Crypto will probably look the same. Hardware wallets are one layer, not the entire story.
So, Do You Need One
In my opinion, everyone should have a hardware wallet.
If your answer to “would it really hurt if this all vanished” is yes, and you are willing to learn a simple process that you actually stick to, then a hardware wallet is worth it.
If your balance is small, your main risk is your own forgetfulness, and you have not done the basic security work on your existing accounts, you might be better served by improving that first before you add another device to the mix.
Owning a hardware wallet does not automatically mean you own your money. What matters is whether you have a custody plan that fits your life, survives your future self, and does not rely on anyone else caring more about your assets than you do.
Thank you for reading.
APL
Footnotes
This piece talks in broad categories: “small balance,” “meaningful savings,” “reputable custodial platform.” None of that is a hard line. The right setup depends on your actual numbers, your risk tolerance, and your life situation, not a meme about being “serious” about crypto.

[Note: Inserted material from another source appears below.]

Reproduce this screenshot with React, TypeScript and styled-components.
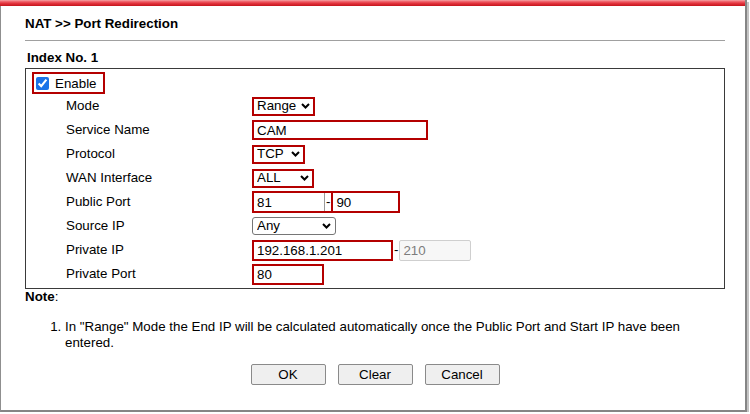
import React from "react";
import styled, { createGlobalStyle } from "styled-components";

const Global = createGlobalStyle`
  html, body { margin: 0; padding: 0; background: #fff; }
  body { font-family: "Liberation Sans", Arial, sans-serif; font-size: 13.33px; color: #000; }
  * { box-sizing: border-box; }
`;

const RED = "#b40000";
const FONT = `13.33px "Liberation Sans", Arial, sans-serif`;

const Frame = styled.div`
  width: 747px;
  height: 412px;
  background: #fff;
  border-left: 1px solid #8f8f8f;
  border-right: 2px solid #858585;
  border-bottom: 2px solid #858585;
  box-shadow: 2px 2px 0 #c4c4c4;
  display: flex;
  flex-direction: column;
`;

const TopBar = styled.div`
  height: 6px;
  margin-left: -1px;
  background: linear-gradient(#f6a3a6 0%, #ee5a62 30%, #e0303a 60%, #c4141c 100%);
`;

const Content = styled.div`
  padding: 0 20px 0 24px;
  display: flex;
  flex-direction: column;
`;

const Title = styled.div`
  padding: 10px 0 8px 0;
  line-height: 16px;
  font-weight: bold;
  border-bottom: 1px solid #a0a0a0;
`;

const IndexTitle = styled.div`
  margin: 9px 0 2px 2px;
  line-height: 16px;
  font-weight: bold;
`;

const Box = styled.div`
  border: 1px solid #3a3a3a;
  padding: 0 0 2px 0;
  display: flex;
  flex-direction: column;
`;

const EnableBox = styled.label`
  align-self: flex-start;
  margin: 3px 0 0 6px;
  height: 22px;
  border: 2px solid ${RED};
  padding: 0 6px 0 2px;
  display: inline-flex;
  align-items: center;
  gap: 6px;
`;

const Check = styled.input`
  width: 13px;
  height: 13px;
  margin: 0;
  accent-color: #1a73e8;
`;

const Rows = styled.div`
  padding-left: 40px;
  display: grid;
  grid-template-columns: 186px auto;
  grid-auto-rows: 24px;
  align-items: center;
`;

const Label = styled.div`
  line-height: 16px;
`;

const Cell = styled.div`
  display: flex;
  align-items: center;
  gap: 1px;
`;

const TextInput = styled.input<{ $w: number; $h: number }>`
  width: ${(p) => p.$w}px;
  height: ${(p) => p.$h}px;
  border: 2px solid ${RED};
  padding: 0 3px;
  margin: 0;
  font: ${FONT};
  color: #000;
  background: #fff;
  outline: none;
`;

const DisabledInput = styled.input`
  width: 72px;
  height: 21px;
  margin: 0;
  border: 1px solid #cfcfcf;
  border-radius: 2px;
  padding: 0 3px;
  font: ${FONT};
  color: #7d7d7d;
  background: #f7f7f7;
`;

const SelectWrap = styled.div`
  position: relative;
  display: inline-block;
`;

const Select = styled.select<{ $w: number; $h: number; $plain?: boolean }>`
  appearance: none;
  -webkit-appearance: none;
  width: ${(p) => p.$w}px;
  height: ${(p) => p.$h}px;
  margin: 0;
  padding: 0 0 0 ${(p) => (p.$plain ? 4 : 3)}px;
  border: ${(p) => (p.$plain ? "1px solid #767676" : `2px solid ${RED}`)};
  border-radius: ${(p) => (p.$plain ? "3px" : "0")};
  font: ${FONT};
  color: #000;
  background: #fff;
  line-height: 1;
`;

const Chevron = styled.svg`
  position: absolute;
  right: 5px;
  top: 50%;
  margin-top: -3px;
  pointer-events: none;
`;

const PortGroup = styled.div`
  display: inline-flex;
  align-items: stretch;
  width: 148px;
  height: 22px;
  border: 2px solid ${RED};
`;

const PortInput = styled.input<{ $first?: boolean }>`
  flex: ${(p) => (p.$first ? "0 0 71px" : "1 1 auto")};
  min-width: 0;
  margin: 0;
  border: none;
  ${(p) => (p.$first ? "border-right: 1px solid #9a9a9a;" : `border-left: 2px solid ${RED};`)}
  padding: 0 3px;
  font: ${FONT};
  color: #000;
  background: #fff;
  outline: none;
`;

const Dash = styled.span<{ $pad?: number }>`
  display: inline-flex;
  align-items: center;
  padding: 0 ${(p) => p.$pad ?? 1}px;
  line-height: 16px;
`;

const Note = styled.div`
  line-height: 16px;
  b { font-weight: bold; }
`;

const List = styled.ol`
  margin: 14px 0 0 0;
  padding: 0 20px 0 40px;
  line-height: 16px;
`;

const ButtonRow = styled.div`
  margin-top: 13px;
  display: flex;
  justify-content: center;
  gap: 12px;
`;

const Button = styled.button`
  width: 75px;
  height: 21px;
  border: 1px solid #8a8a8a;
  border-radius: 2px;
  background: #efefef;
  font: ${FONT};
  color: #000;
  padding: 0;
`;

const ChevronIcon = () => (
  <Chevron width="9" height="6" viewBox="0 0 9 6">
    <path d="M1 1 L4.5 4.5 L8 1" fill="none" stroke="#000" strokeWidth="2" />
  </Chevron>
);

type SelProps = { value: string; w: number; h: number; plain?: boolean };
const DropDown = ({ value, w, h, plain }: SelProps) => (
  <SelectWrap>
    <Select $w={w} $h={h} $plain={plain} defaultValue={value}>
      <option value={value}>{value}</option>
    </Select>
    <ChevronIcon />
  </SelectWrap>
);

export default function App() {
  return (
    <>
      <Global />
      <Frame>
        <TopBar />
        <Content>
          <Title>NAT &gt;&gt; Port Redirection</Title>
          <IndexTitle>Index No. 1</IndexTitle>
          <Box>
            <EnableBox>
              <Check type="checkbox" defaultChecked />
              <span>Enable</span>
            </EnableBox>
            <Rows>
              <Label>Mode</Label>
              <Cell>
                <DropDown value="Range" w={63} h={19} />
              </Cell>
              <Label>Service Name</Label>
              <Cell>
                <TextInput $w={176} $h={20} defaultValue="CAM" />
              </Cell>
              <Label>Protocol</Label>
              <Cell>
                <DropDown value="TCP" w={53} h={19} />
              </Cell>
              <Label>WAN Interface</Label>
              <Cell>
                <DropDown value="ALL" w={62} h={19} />
              </Cell>
              <Label>Public Port</Label>
              <Cell>
                <PortGroup>
                  <PortInput $first defaultValue="81" />
                  <Dash>-</Dash>
                  <PortInput defaultValue="90" />
                </PortGroup>
              </Cell>
              <Label>Source IP</Label>
              <Cell>
                <DropDown value="Any" w={84} h={18} plain />
              </Cell>
              <Label>Private IP</Label>
              <Cell>
                <TextInput $w={141} $h={21} defaultValue="192.168.1.201" />
                <Dash $pad={0}>-</Dash>
                <DisabledInput disabled defaultValue="210" />
              </Cell>
              <Label>Private Port</Label>
              <Cell>
                <TextInput $w={72} $h={21} defaultValue="80" />
              </Cell>
            </Rows>
          </Box>
          <Note>
            <b>Note</b>:
          </Note>
          <List>
            <li>
              In "Range" Mode the End IP will be calculated automatically once the Public Port and Start IP have been
              entered.
            </li>
          </List>
          <ButtonRow>
            <Button>OK</Button>
            <Button>Clear</Button>
            <Button>Cancel</Button>
          </ButtonRow>
        </Content>
      </Frame>
    </>
  );
}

Hardware wallets are tools, not magic shields. They reduce some kinds of risk (platform failure, certain malware) and increase others (loss of seed phrase, irreversible mistakes). Treat them like any other safety tool: useful if you understand them, dangerous if you do not.
Nothing here is financial, legal, tax, or security advice. It is a framework for thinking about custody, not a recommendation to buy a specific device or move your assets off any particular platform. I personally use a hardware wallet to secure my crypto.